## Data section:
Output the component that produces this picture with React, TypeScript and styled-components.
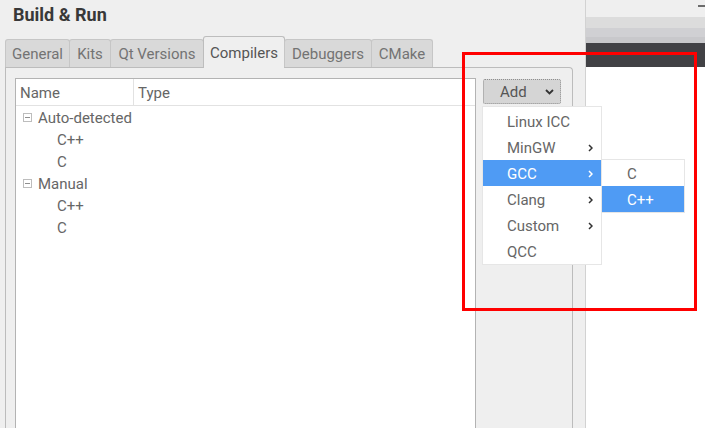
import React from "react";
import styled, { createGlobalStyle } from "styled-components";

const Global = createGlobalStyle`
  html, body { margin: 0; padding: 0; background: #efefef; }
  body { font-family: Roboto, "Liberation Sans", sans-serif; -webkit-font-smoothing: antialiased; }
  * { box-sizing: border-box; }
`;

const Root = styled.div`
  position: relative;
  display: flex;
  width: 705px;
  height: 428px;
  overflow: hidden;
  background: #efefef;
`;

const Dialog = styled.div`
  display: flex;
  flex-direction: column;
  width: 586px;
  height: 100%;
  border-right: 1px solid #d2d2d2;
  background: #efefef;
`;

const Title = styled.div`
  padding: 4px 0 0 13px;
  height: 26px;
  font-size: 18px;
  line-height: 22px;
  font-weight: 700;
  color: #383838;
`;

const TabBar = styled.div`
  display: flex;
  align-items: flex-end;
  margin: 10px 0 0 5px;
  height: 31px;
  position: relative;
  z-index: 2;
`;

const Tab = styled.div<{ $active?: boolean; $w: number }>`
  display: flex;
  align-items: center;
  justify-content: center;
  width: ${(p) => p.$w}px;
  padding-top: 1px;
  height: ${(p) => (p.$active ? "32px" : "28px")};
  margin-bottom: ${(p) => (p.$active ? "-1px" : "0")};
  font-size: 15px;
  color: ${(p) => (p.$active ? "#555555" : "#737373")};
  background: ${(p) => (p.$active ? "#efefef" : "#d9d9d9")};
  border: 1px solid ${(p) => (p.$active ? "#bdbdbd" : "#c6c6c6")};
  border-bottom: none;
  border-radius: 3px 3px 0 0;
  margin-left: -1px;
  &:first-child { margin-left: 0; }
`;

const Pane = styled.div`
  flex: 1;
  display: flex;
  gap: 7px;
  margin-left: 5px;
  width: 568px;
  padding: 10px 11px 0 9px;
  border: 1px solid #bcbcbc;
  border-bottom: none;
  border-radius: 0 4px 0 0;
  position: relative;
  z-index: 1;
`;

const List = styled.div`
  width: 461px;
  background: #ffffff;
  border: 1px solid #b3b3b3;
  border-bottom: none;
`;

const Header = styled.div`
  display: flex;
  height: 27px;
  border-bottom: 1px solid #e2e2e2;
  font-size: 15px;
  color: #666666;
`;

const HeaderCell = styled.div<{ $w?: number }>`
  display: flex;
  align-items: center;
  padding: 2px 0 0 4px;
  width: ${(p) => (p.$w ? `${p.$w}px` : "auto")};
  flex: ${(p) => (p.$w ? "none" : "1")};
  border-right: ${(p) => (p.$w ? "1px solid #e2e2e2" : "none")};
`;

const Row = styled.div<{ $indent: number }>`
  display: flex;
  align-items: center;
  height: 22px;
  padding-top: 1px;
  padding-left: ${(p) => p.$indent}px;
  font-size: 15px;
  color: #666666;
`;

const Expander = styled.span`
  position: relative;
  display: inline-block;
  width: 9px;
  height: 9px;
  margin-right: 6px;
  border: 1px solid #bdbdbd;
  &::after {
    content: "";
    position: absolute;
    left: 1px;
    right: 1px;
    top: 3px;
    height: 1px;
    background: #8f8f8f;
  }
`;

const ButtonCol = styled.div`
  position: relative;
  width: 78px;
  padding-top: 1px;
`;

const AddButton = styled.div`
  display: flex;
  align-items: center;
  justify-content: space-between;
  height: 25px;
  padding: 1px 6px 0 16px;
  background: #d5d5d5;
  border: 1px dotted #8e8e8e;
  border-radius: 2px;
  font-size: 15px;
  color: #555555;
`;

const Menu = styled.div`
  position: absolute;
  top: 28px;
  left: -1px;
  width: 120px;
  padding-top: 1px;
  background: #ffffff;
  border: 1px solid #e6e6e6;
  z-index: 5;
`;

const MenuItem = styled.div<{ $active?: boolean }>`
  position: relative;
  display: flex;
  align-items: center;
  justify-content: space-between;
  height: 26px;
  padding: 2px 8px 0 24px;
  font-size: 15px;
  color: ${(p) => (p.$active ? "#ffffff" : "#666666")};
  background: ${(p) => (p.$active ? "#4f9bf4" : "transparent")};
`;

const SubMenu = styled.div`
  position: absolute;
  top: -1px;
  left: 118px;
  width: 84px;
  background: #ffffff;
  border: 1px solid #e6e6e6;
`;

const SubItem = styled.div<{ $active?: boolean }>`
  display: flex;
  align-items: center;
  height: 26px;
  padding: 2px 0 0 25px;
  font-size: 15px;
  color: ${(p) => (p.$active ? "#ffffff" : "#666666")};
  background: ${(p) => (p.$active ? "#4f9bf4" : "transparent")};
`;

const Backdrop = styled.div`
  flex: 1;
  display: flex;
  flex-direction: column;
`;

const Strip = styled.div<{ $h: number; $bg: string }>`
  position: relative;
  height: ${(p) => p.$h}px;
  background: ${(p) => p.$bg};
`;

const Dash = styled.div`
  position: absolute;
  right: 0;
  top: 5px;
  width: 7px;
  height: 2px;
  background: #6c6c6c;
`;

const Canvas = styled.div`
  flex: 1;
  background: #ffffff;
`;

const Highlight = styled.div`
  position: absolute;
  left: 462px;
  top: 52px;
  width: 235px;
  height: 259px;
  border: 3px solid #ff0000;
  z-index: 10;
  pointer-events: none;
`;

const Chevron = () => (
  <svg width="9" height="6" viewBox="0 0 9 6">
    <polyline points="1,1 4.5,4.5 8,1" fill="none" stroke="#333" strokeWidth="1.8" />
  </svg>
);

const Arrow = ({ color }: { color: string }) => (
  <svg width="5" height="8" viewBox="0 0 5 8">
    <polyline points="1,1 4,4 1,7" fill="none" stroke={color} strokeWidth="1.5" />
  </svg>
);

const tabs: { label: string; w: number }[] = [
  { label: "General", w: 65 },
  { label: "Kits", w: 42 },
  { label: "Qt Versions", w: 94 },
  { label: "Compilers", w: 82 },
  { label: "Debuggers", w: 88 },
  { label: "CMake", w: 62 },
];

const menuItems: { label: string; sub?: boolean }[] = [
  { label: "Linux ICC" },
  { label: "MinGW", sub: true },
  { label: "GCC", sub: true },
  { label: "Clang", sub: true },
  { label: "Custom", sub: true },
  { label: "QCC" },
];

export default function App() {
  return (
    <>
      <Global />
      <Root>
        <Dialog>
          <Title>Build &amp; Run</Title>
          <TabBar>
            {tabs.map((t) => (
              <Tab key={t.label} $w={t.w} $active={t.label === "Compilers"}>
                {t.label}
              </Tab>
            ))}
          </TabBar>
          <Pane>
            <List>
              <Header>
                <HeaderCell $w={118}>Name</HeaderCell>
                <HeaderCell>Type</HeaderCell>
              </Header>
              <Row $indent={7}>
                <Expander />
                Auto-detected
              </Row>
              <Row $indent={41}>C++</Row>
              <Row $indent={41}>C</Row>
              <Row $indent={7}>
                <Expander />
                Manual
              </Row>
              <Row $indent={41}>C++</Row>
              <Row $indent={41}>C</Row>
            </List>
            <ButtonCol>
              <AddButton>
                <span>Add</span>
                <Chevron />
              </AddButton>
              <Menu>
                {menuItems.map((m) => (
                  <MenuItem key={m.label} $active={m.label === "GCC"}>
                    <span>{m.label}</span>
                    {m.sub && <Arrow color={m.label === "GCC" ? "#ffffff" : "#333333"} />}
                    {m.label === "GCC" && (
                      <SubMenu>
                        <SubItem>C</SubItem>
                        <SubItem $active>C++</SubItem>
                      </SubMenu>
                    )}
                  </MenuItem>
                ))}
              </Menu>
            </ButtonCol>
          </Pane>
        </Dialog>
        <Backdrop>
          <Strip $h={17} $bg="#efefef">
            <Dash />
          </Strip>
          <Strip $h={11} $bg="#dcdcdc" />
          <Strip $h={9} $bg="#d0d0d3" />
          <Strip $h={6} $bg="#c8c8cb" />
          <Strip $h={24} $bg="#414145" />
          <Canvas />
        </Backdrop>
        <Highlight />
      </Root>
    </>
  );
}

## What is expected:
Which lines contain "components"? Copy each of them.

## Answer below:
Output the component that produces this picture with React, TypeScript and styled-components.
import styled, { createGlobalStyle } from "styled-components";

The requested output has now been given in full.